A:One of the biggest perks of owning your own home is the Home Sale Tax Exclusion. This tax exclusion is the biggest benefit to owning your own home and is why most CPAs would recommend that taxpayers buy their own homes. The Home Sale Tax Exclusion allows taxpayers to exclude up to $500,000 ($250,000 if single) of capital gains from the sale of their homes. It is a safe bet to assume that over time your home is going to appreciate in value, so this exclusion could translate into major tax savings when you ultimately sell your home at a gain. The beauty of this exclusion is how easy it is to qualify for and that it can be used multiple times by the same taxpayer. To qualify for this exclusion, the taxpayer must meet both the Ownership Test and the Use Test set by the IRS. Taxpayers meet both of these tests if they have owned and lived in the home they are selling for a period aggregating at least two years out of the five years prior to its date of sale. You can meet the ownership and use tests during different 2-year periods as long as you meet both tests during the 5-year period leading up to the date of the sale. This exclusion can be used multiple times, but cannot be used twice within a two year time period.

For example:

Taxpayer 1 and Taxpayer 2 buy their home in 2010 for $200,000 and use this home as their main residence until January of 2018 when they decide it’s time to sell. They would meet both the Ownership and Use Tests since they have lived in and owned their home for at least 2 of the last 5 years and would therefore qualify for the Home Sale Tax

Exclusion. If the taxpayers were to sell their home for $500,000 in 2018, then they would normally have to recognize a capital gain of $300,000. However, because they qualify for this exclusion, none of this capital gain is taxable. At a typical capital gains tax rate of 15%, this would result in tax savings of $45,000 ($300,000 x 15% = $45,000) for the taxpayers!

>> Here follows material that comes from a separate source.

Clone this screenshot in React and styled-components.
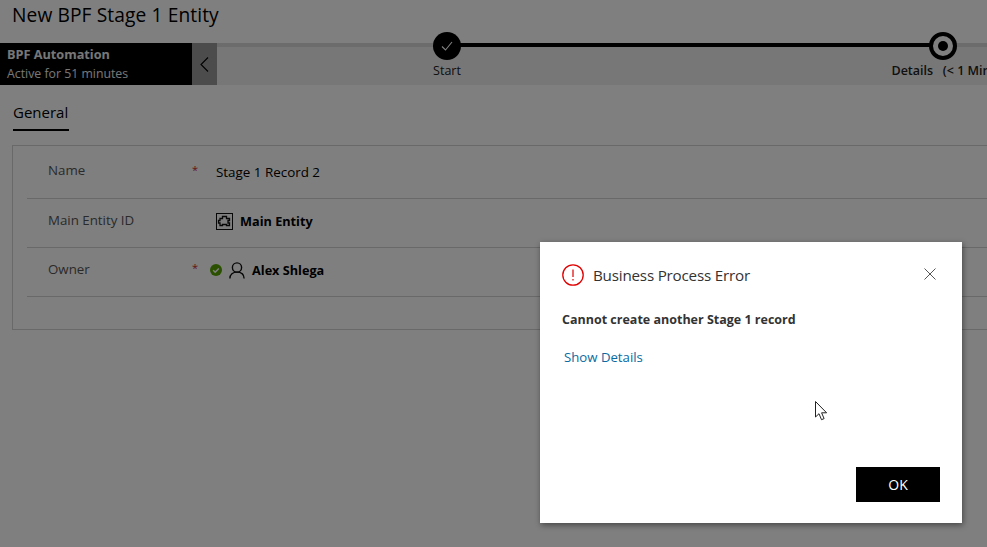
import React from "react";
import styled, { createGlobalStyle } from "styled-components";

const GlobalStyle = createGlobalStyle`
  html, body {
    margin: 0;
    height: 100%;
    overflow: hidden;
    background: #fff;
  }
  body {
    font-family: "Open Sans", "Noto Sans", "Liberation Sans", sans-serif;
    color: #000;
  }
`;

const Page = styled.div`
  position: relative;
  width: 987px;
  height: 547px;
  overflow: hidden;
  background: #fff;
`;

const Title = styled.h1`
  margin: 0;
  height: 43px;
  padding: 2px 0 0 12px;
  box-sizing: border-box;
  font-size: 19.2px;
  line-height: 26px;
  font-weight: 400;
  letter-spacing: 0.1px;
`;

const ProcessBar = styled.div`
  display: flex;
  height: 42px;
  background: #eeeeee;
`;

const ActiveFlag = styled.div`
  width: 192px;
  padding-left: 7px;
  box-sizing: border-box;
  background: #000;
  color: #fff;
  flex-shrink: 0;
`;

const FlagName = styled.div`
  font-size: 12.7px;
  line-height: 18px;
  font-weight: 700;
  margin-top: 2px;
  color: #eee;
`;

const FlagTime = styled.div`
  font-size: 12.3px;
  line-height: 19px;
  margin-top: 1px;
  color: #eee;
`;

const Collapse = styled.div`
  width: 25px;
  flex-shrink: 0;
  background: #999;
  display: flex;
  align-items: center;
  justify-content: center;
`;

const Stages = styled.div`
  display: grid;
  grid-template-columns: 460px 532px;
  flex: 1;
  position: relative;
  min-width: 0;
  &::before {
    content: "";
    position: absolute;
    left: 0;
    right: 0;
    top: 0;
    height: 4px;
    background: #d8d8d8;
  }
`;

const Stage = styled.div`
  position: relative;
  display: flex;
  flex-direction: column;
  align-items: center;
  height: 60px;
  margin-top: -11px;
`;

const Connector = styled.div`
  position: absolute;
  left: 50%;
  top: 11px;
  width: 496px;
  height: 4px;
  background: #000;
`;

const StageDot = styled.div`
  position: relative;
  width: 28px;
  height: 28px;
  box-sizing: border-box;
  border-radius: 50%;
  background: ${(p) => (p.$current ? "#fff" : "#000")};
  border: ${(p) => (p.$current ? "4px solid #000" : "none")};
  display: flex;
  align-items: center;
  justify-content: center;
`;

const CurrentPip = styled.div`
  width: 10px;
  height: 10px;
  border-radius: 50%;
  background: #000;
`;

const StageLabel = styled.div`
  margin-top: 2px;
  font-size: 12.5px;
  line-height: 17px;
  white-space: nowrap;
  font-weight: ${(p) => (p.$current ? 600 : 400)};
  color: #222;
`;

const Tabs = styled.div`
  display: flex;
  padding: 16px 0 0 13px;
  height: 60px;
  box-sizing: border-box;
`;

const Tab = styled.div`
  height: 28px;
  border-bottom: 2px solid #000;
  font-size: 15px;
  line-height: 22px;
  font-weight: 500;
  color: #000;
  width: 56px;
  white-space: nowrap;
`;

const Section = styled.section`
  margin-left: 12px;
  width: 1000px;
  height: 185px;
  box-sizing: border-box;
  border: 1px solid #d2d2d2;
  padding-left: 14px;
`;

const Row = styled.div`
  display: flex;
  height: 49px;
  box-sizing: border-box;
  border-bottom: 1px solid #d2d2d2;
  margin-top: ${(p) => (p.$first ? "4px" : "0")};
`;

const FieldLabel = styled.div`
  width: 165px;
  padding: ${(p) => (p.$first ? 11 : 12)}px 0 0 21px;
  box-sizing: border-box;
  font-size: 13.3px;
  line-height: 18px;
  color: #555;
`;

const Required = styled.div`
  width: 24px;
  padding-top: 12px;
  font-size: 11px;
  line-height: 16px;
  color: #c8281e;
`;

const Value = styled.div`
  display: flex;
  align-items: center;
  gap: ${(p) => p.$gap || 0}px;
  margin-left: ${(p) => p.$shift || 0}px;
  height: 44px;
  font-size: ${(p) => (p.$bold ? 12.7 : 13.4)}px;
  font-weight: ${(p) => (p.$bold ? 700 : 400)};
  color: #000;
`;

const Overlay = styled.div`
  position: absolute;
  inset: 0;
  background: rgba(0, 0, 0, 0.5);
`;

const Dialog = styled.div`
  position: absolute;
  left: 540px;
  top: 242px;
  width: 422px;
  height: 281px;
  box-sizing: border-box;
  padding: 21px 22px 21px 22px;
  display: flex;
  flex-direction: column;
  background: #fff;
  box-shadow: 1px 2px 6px rgba(0, 0, 0, 0.45);
`;

const DialogHead = styled.div`
  display: flex;
  align-items: center;
  gap: 9px;
  height: 24px;
`;

const DialogTitle = styled.div`
  flex: 1;
  font-size: 15.2px;
  line-height: 24px;
  color: #333;
  letter-spacing: -0.2px;
`;

const CloseBtn = styled.div`
  display: flex;
  margin: -2px 4px 0 0;
`;

const Message = styled.div`
  margin-top: 23px;
  font-size: 12.5px;
  line-height: 20px;
  font-weight: 700;
  color: #333;
`;

const Details = styled.a`
  margin: 17px 0 0 2px;
  font-size: 13.2px;
  line-height: 20px;
  color: #0a6aa1;
`;

const Footer = styled.div`
  margin-top: auto;
  display: flex;
  justify-content: flex-end;
`;

const OkButton = styled.button`
  width: 84px;
  height: 35px;
  border: none;
  background: #000;
  color: #fff;
  font-family: inherit;
  font-size: 14px;
`;

const Pointer = styled.svg`
  position: absolute;
  left: 815px;
  top: 401px;
`;

const EntityIcon = () => (
  <svg width="17" height="17" viewBox="0 0 17 17" fill="none" stroke="#111">
    <rect x="0.5" y="0.5" width="16" height="16" strokeWidth="1" />
    <path
      d="M4 5.500H6.500V3.500H10.500V5.500H13.500V7.500H12V10H13.500V12.500H10.500V11.500H6.500V12.500H4V10H2.500V7.500H4Z"
      strokeWidth="1.300"
    />
  </svg>
);

const PresenceIcon = () => (
  <svg width="12" height="12" viewBox="0 0 12 12">
    <circle cx="6" cy="6" r="6" fill="#57a300" />
    <path d="M3.200 6.200l2 2 3.600-3.800" fill="none" stroke="#fff" strokeWidth="1.500" />
  </svg>
);

const PersonIcon = () => (
  <svg width="16" height="17" viewBox="0 0 16 17" fill="none" stroke="#111" strokeWidth="1.400">
    <circle cx="8" cy="5.500" r="4.600" />
    <path d="M.9 16.500c0-4.200 3-6.400 7.100-6.400s7.100 2.200 7.100 6.400" />
  </svg>
);

export default function App() {
  return (
    <Page>
      <GlobalStyle />
      <Title>New BPF Stage 1 Entity</Title>
      <ProcessBar>
        <ActiveFlag>
          <FlagName>BPF Automation</FlagName>
          <FlagTime>Active for 51 minutes</FlagTime>
        </ActiveFlag>
        <Collapse>
          <svg width="9" height="15" viewBox="0 0 9 15" fill="none" stroke="#000" strokeWidth="1.100">
            <path d="M8 .5L1 7.500l7 7" />
          </svg>
        </Collapse>
        <Stages>
          <Stage>
            <Connector />
            <StageDot>
              <svg width="12" height="10" viewBox="0 0 12 10" fill="none" stroke="#fff" strokeWidth="1.100">
                <path d="M1 5.500l3.500 3.500L11 1" />
              </svg>
            </StageDot>
            <StageLabel>Start</StageLabel>
          </Stage>
          <Stage>
            <StageDot $current>
              <CurrentPip />
            </StageDot>
            <StageLabel $current>Details&nbsp;&nbsp; (&lt; 1 Min)</StageLabel>
          </Stage>
        </Stages>
      </ProcessBar>
      <Tabs>
        <Tab>General</Tab>
      </Tabs>
      <Section>
        <Row $first>
          <FieldLabel $first>Name</FieldLabel>
          <Required>*</Required>
          <Value>Stage 1 Record 2</Value>
        </Row>
        <Row>
          <FieldLabel>Main Entity ID</FieldLabel>
          <Required />
          <Value $bold $gap={7}>
            <EntityIcon />
            Main Entity
          </Value>
        </Row>
        <Row>
          <FieldLabel>Owner</FieldLabel>
          <Required>*</Required>
          <Value $bold $gap={7} $shift={-6}>
            <PresenceIcon />
            <PersonIcon />
            Alex Shlega
          </Value>
        </Row>
      </Section>
      <Overlay />
      <Dialog>
        <DialogHead>
          <svg width="22" height="22" viewBox="0 0 22 22" fill="none">
            <circle cx="11" cy="11" r="10.200" stroke="#e00000" strokeWidth="1.300" />
            <path d="M11 5.500v7.500M11 15v1.500" stroke="#e00000" strokeWidth="1.200" />
          </svg>
          <DialogTitle>Business Process Error</DialogTitle>
          <CloseBtn>
            <svg width="12" height="12" viewBox="0 0 12 12" fill="none" stroke="#555" strokeWidth="1">
              <path d="M.5.5l11 11M11.500.5l-11 11" />
            </svg>
          </CloseBtn>
        </DialogHead>
        <Message>Cannot create another Stage 1 record</Message>
        <Details>Show Details</Details>
        <Footer>
          <OkButton>OK</OkButton>
        </Footer>
      </Dialog>
      <Pointer width="13" height="20" viewBox="0 0 13 20">
        <path
          d="M.5.500v15.500l3.500-3.300 2.500 6 2.600-1.100-2.500-5.800h5z"
          fill="#fff"
          stroke="#222"
          strokeWidth="1"
        />
      </Pointer>
    </Page>
  );
}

As you can see, this exclusion can have major tax benefits to any taxpayer that owns their own home and is one of the biggest tax benefits made available by the IRS today.

I want to thank Mitchell for taking some time to help us understand the tax benefits available to us today and what is in store for us with the tax reform. If you would like to reach out to Mitchell Pruitt with any questions or assistance with your personal or business taxes, then feel free to contact him at 239-319-5888. Wally V. Cordell Accounting is in Estero, FL at 19910 S. Tamiami Trail Suite D in the Gulf Professional Center.

If you or someone you know is looking to buy, sell, or invest in real estate give Jordas Reyes of The Pro Scout Group at Keller Williams Realty Naples a call at 239-919-4081. 


*Update* 11/29/17

The most recent proposals within the Tax Cuts and Jobs Act have proposed changes affecting the following areas:

  1. The Home Sale Tax Exclusion
    •  The amount of gain that can be excluded under this provision would not change, but the years required to qualify would be increased. A taxpayer previously had to own and use a home as their primary residence for 2 out of the previous 5 years to qualify, but the proposed legislation would change these qualifying numbers to 5 out of the previous 8 years to qualify.


  1. Home Mortgage Interest Deduction
    • The previous legislation allowed taxpayers to deduct mortgage interest expenses on up to two homes, but the most recent proposals would limit the deductions to only being able to apply to one residence.

Everything else within the article has remained unchanged and we will keep you up to date on any further changes that may arise as they finalize the new legislation.